Short task — Restate the records below word for word, and omit the images they hold.

Front-end source files:
--- start ---

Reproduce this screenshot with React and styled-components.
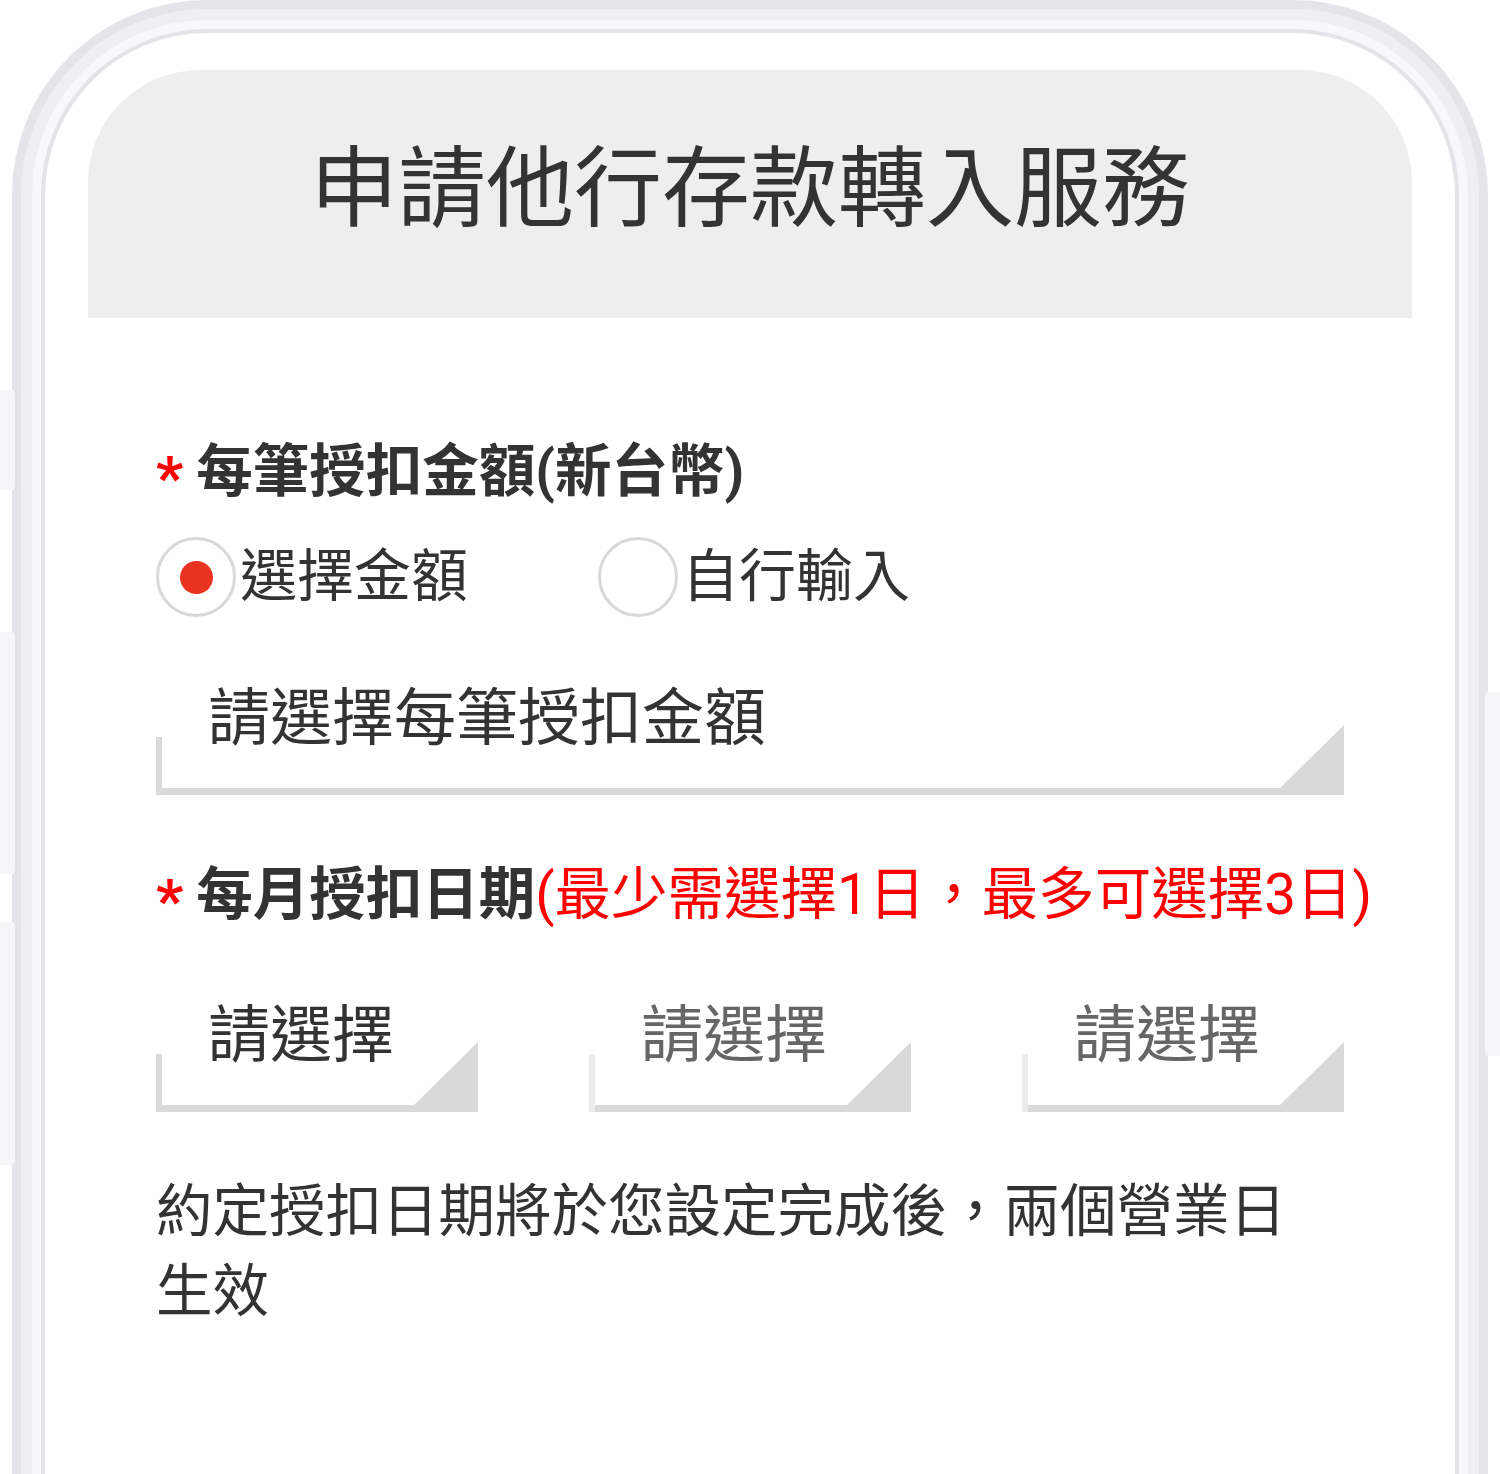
import React from 'react';
import styled, { createGlobalStyle } from 'styled-components';

const GlobalStyle = createGlobalStyle`
  html, body {
    margin: 0;
    padding: 0;
    background: #fff;
  }
  body {
    font-family: Roboto, "Noto Sans CJK TC", "Noto Sans", sans-serif;
    color: #333;
  }
`;

const Stage = styled.div`
  position: relative;
  width: 1500px;
  height: 1474px;
  overflow: hidden;
  background: #fff;
`;

const SideKey = styled.div`
  position: absolute;
  top: ${(p) => p.$top}px;
  height: ${(p) => p.$height}px;
  width: 17px;
  ${(p) => (p.$right ? 'right: 0;' : 'left: 0;')}
  background: #f6f6f8;
  border-radius: ${(p) => (p.$right ? '4px 0 0 4px' : '0 4px 4px 0')};
  box-shadow: ${(p) => (p.$right ? 'inset 2px 0 0 #e6e6e9' : 'inset -2px 0 0 #e2e2e5')};
`;

const Phone = styled.div`
  position: relative;
  margin: 0 12px;
  height: 1620px;
  box-sizing: border-box;
  border: 9px solid #e5e5e9;
  border-radius: 195px 195px 60px 60px;
  box-shadow: inset 0 0 0 11px #efeff1, inset 0 0 0 20px #f8f8fa,
    inset 0 0 0 24px #e4e4e8;
  padding: 61px 67px 0;
  background: #fff;
`;

const Header = styled.div`
  height: 248px;
  background: #eeeeee;
  border-radius: 112px 112px 0 0;
  display: flex;
  align-items: center;
  justify-content: center;
  padding-bottom: 10px;
  box-sizing: border-box;
`;

const Title = styled.h1`
  margin: 0;
  font-size: 88px;
  font-weight: 400;
  line-height: 1;
  color: #333;
`;

const Form = styled.div`
  padding: 0 68px;
  display: flex;
  flex-direction: column;
`;

const Label = styled.div`
  margin-top: ${(p) => p.$gap}px;
  font-size: 56.5px;
  line-height: 72px;
  font-weight: 700;
  color: #333;
  white-space: nowrap;
`;

const Star = styled.span`
  color: #ff0000;
  font-weight: 700;
  font-size: 60px;
  line-height: 0;
  vertical-align: -7px;
  margin-right: 13px;
`;

const Hint = styled.span`
  color: #ff0000;
  font-weight: 400;
`;

const RadioRow = styled.div`
  margin-top: 29px;
  display: flex;
  align-items: center;
  gap: 130px;
`;

const RadioOption = styled.label`
  display: flex;
  align-items: center;
  gap: 4px;
  font-size: 57px;
  line-height: 80px;
  color: #333;
`;

const RadioCircle = styled.span`
  width: 80px;
  height: 80px;
  box-sizing: border-box;
  border: 3px solid #d8d8d8;
  border-radius: 50%;
  display: flex;
  align-items: center;
  justify-content: center;
  &::after {
    content: '';
    display: ${(p) => (p.$checked ? 'block' : 'none')};
    width: 33px;
    height: 33px;
    border-radius: 50%;
    background: #e9321f;
  }
`;

const Select = styled.div`
  position: relative;
  margin-top: ${(p) => p.$gap || 0}px;
  height: 119px;
  box-sizing: border-box;
  border-bottom: 7px solid #d9d9d9;
  padding-left: 52px;
  padding-top: 3px;
  font-size: 62px;
  line-height: 80px;
  color: ${(p) => (p.$muted ? '#666' : '#333')};
  white-space: nowrap;
  &::before {
    content: '';
    position: absolute;
    left: 0;
    bottom: -7px;
    width: 6px;
    height: 58px;
    background: ${(p) => (p.$muted ? '#ececec' : '#d9d9d9')};
  }
  &::after {
    content: '';
    position: absolute;
    right: 0;
    bottom: 0;
    width: 64px;
    height: 63px;
    background: #d9d9d9;
    clip-path: polygon(100% 0, 100% 100%, 0 100%);
  }
`;

const DateRow = styled.div`
  margin-top: 62px;
  display: grid;
  grid-template-columns: repeat(3, 1fr);
  column-gap: 111px;
`;

const Note = styled.p`
  margin: 60px 0 0;
  width: 1150px;
  font-size: 56.5px;
  line-height: 80px;
  color: #333;
`;

export default function App() {
  return (
    <Stage>
      <GlobalStyle />
      <Phone>
        <Header>
          <Title>申請他行存款轉入服務</Title>
        </Header>
        <Form>
          <Label $gap={118}>
            <Star>*</Star>每筆授扣金額(新台幣)
          </Label>
          <RadioRow>
            <RadioOption>
              <RadioCircle $checked />
              選擇金額
            </RadioOption>
            <RadioOption>
              <RadioCircle />
              自行輸入
            </RadioOption>
          </RadioRow>
          <Select $gap={59}>請選擇每筆授扣金額</Select>
          <Label $gap={64}>
            <Star>*</Star>每月授扣日期<Hint>(最少需選擇1日，最多可選擇3日)</Hint>
          </Label>
          <DateRow>
            <Select>請選擇</Select>
            <Select $muted>請選擇</Select>
            <Select $muted>請選擇</Select>
          </DateRow>
          <Note>約定授扣日期將於您設定完成後，兩個營業日生效</Note>
        </Form>
      </Phone>
      <SideKey $top={390} $height={100} />
      <SideKey $top={632} $height={242} />
      <SideKey $top={922} $height={243} />
      <SideKey $right $top={692} $height={364} />
    </Stage>
  );
}
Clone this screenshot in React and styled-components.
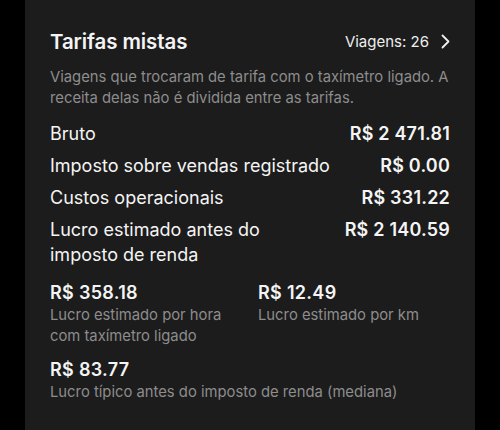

--- end ---

Result —
Reproduce this screenshot with React and styled-components.
import React from 'react';
import styled, { createGlobalStyle } from 'styled-components';

const GlobalStyle = createGlobalStyle`
  html, body {
    margin: 0;
    padding: 0;
    background: #fff;
  }
  body {
    font-family: Roboto, "Noto Sans CJK TC", "Noto Sans", sans-serif;
    color: #333;
  }
`;

const Stage = styled.div`
  position: relative;
  width: 1500px;
  height: 1474px;
  overflow: hidden;
  background: #fff;
`;

const SideKey = styled.div`
  position: absolute;
  top: ${(p) => p.$top}px;
  height: ${(p) => p.$height}px;
  width: 17px;
  ${(p) => (p.$right ? 'right: 0;' : 'left: 0;')}
  background: #f6f6f8;
  border-radius: ${(p) => (p.$right ? '4px 0 0 4px' : '0 4px 4px 0')};
  box-shadow: ${(p) => (p.$right ? 'inset 2px 0 0 #e6e6e9' : 'inset -2px 0 0 #e2e2e5')};
`;

const Phone = styled.div`
  position: relative;
  margin: 0 12px;
  height: 1620px;
  box-sizing: border-box;
  border: 9px solid #e5e5e9;
  border-radius: 195px 195px 60px 60px;
  box-shadow: inset 0 0 0 11px #efeff1, inset 0 0 0 20px #f8f8fa,
    inset 0 0 0 24px #e4e4e8;
  padding: 61px 67px 0;
  background: #fff;
`;

const Header = styled.div`
  height: 248px;
  background: #eeeeee;
  border-radius: 112px 112px 0 0;
  display: flex;
  align-items: center;
  justify-content: center;
  padding-bottom: 10px;
  box-sizing: border-box;
`;

const Title = styled.h1`
  margin: 0;
  font-size: 88px;
  font-weight: 400;
  line-height: 1;
  color: #333;
`;

const Form = styled.div`
  padding: 0 68px;
  display: flex;
  flex-direction: column;
`;

const Label = styled.div`
  margin-top: ${(p) => p.$gap}px;
  font-size: 56.5px;
  line-height: 72px;
  font-weight: 700;
  color: #333;
  white-space: nowrap;
`;

const Star = styled.span`
  color: #ff0000;
  font-weight: 700;
  font-size: 60px;
  line-height: 0;
  vertical-align: -7px;
  margin-right: 13px;
`;

const Hint = styled.span`
  color: #ff0000;
  font-weight: 400;
`;

const RadioRow = styled.div`
  margin-top: 29px;
  display: flex;
  align-items: center;
  gap: 130px;
`;

const RadioOption = styled.label`
  display: flex;
  align-items: center;
  gap: 4px;
  font-size: 57px;
  line-height: 80px;
  color: #333;
`;

const RadioCircle = styled.span`
  width: 80px;
  height: 80px;
  box-sizing: border-box;
  border: 3px solid #d8d8d8;
  border-radius: 50%;
  display: flex;
  align-items: center;
  justify-content: center;
  &::after {
    content: '';
    display: ${(p) => (p.$checked ? 'block' : 'none')};
    width: 33px;
    height: 33px;
    border-radius: 50%;
    background: #e9321f;
  }
`;

const Select = styled.div`
  position: relative;
  margin-top: ${(p) => p.$gap || 0}px;
  height: 119px;
  box-sizing: border-box;
  border-bottom: 7px solid #d9d9d9;
  padding-left: 52px;
  padding-top: 3px;
  font-size: 62px;
  line-height: 80px;
  color: ${(p) => (p.$muted ? '#666' : '#333')};
  white-space: nowrap;
  &::before {
    content: '';
    position: absolute;
    left: 0;
    bottom: -7px;
    width: 6px;
    height: 58px;
    background: ${(p) => (p.$muted ? '#ececec' : '#d9d9d9')};
  }
  &::after {
    content: '';
    position: absolute;
    right: 0;
    bottom: 0;
    width: 64px;
    height: 63px;
    background: #d9d9d9;
    clip-path: polygon(100% 0, 100% 100%, 0 100%);
  }
`;

const DateRow = styled.div`
  margin-top: 62px;
  display: grid;
  grid-template-columns: repeat(3, 1fr);
  column-gap: 111px;
`;

const Note = styled.p`
  margin: 60px 0 0;
  width: 1150px;
  font-size: 56.5px;
  line-height: 80px;
  color: #333;
`;

export default function App() {
  return (
    <Stage>
      <GlobalStyle />
      <Phone>
        <Header>
          <Title>申請他行存款轉入服務</Title>
        </Header>
        <Form>
          <Label $gap={118}>
            <Star>*</Star>每筆授扣金額(新台幣)
          </Label>
          <RadioRow>
            <RadioOption>
              <RadioCircle $checked />
              選擇金額
            </RadioOption>
            <RadioOption>
              <RadioCircle />
              自行輸入
            </RadioOption>
          </RadioRow>
          <Select $gap={59}>請選擇每筆授扣金額</Select>
          <Label $gap={64}>
            <Star>*</Star>每月授扣日期<Hint>(最少需選擇1日，最多可選擇3日)</Hint>
          </Label>
          <DateRow>
            <Select>請選擇</Select>
            <Select $muted>請選擇</Select>
            <Select $muted>請選擇</Select>
          </DateRow>
          <Note>約定授扣日期將於您設定完成後，兩個營業日生效</Note>
        </Form>
      </Phone>
      <SideKey $top={390} $height={100} />
      <SideKey $top={632} $height={242} />
      <SideKey $top={922} $height={243} />
      <SideKey $right $top={692} $height={364} />
    </Stage>
  );
}
Clone this screenshot in React and styled-components.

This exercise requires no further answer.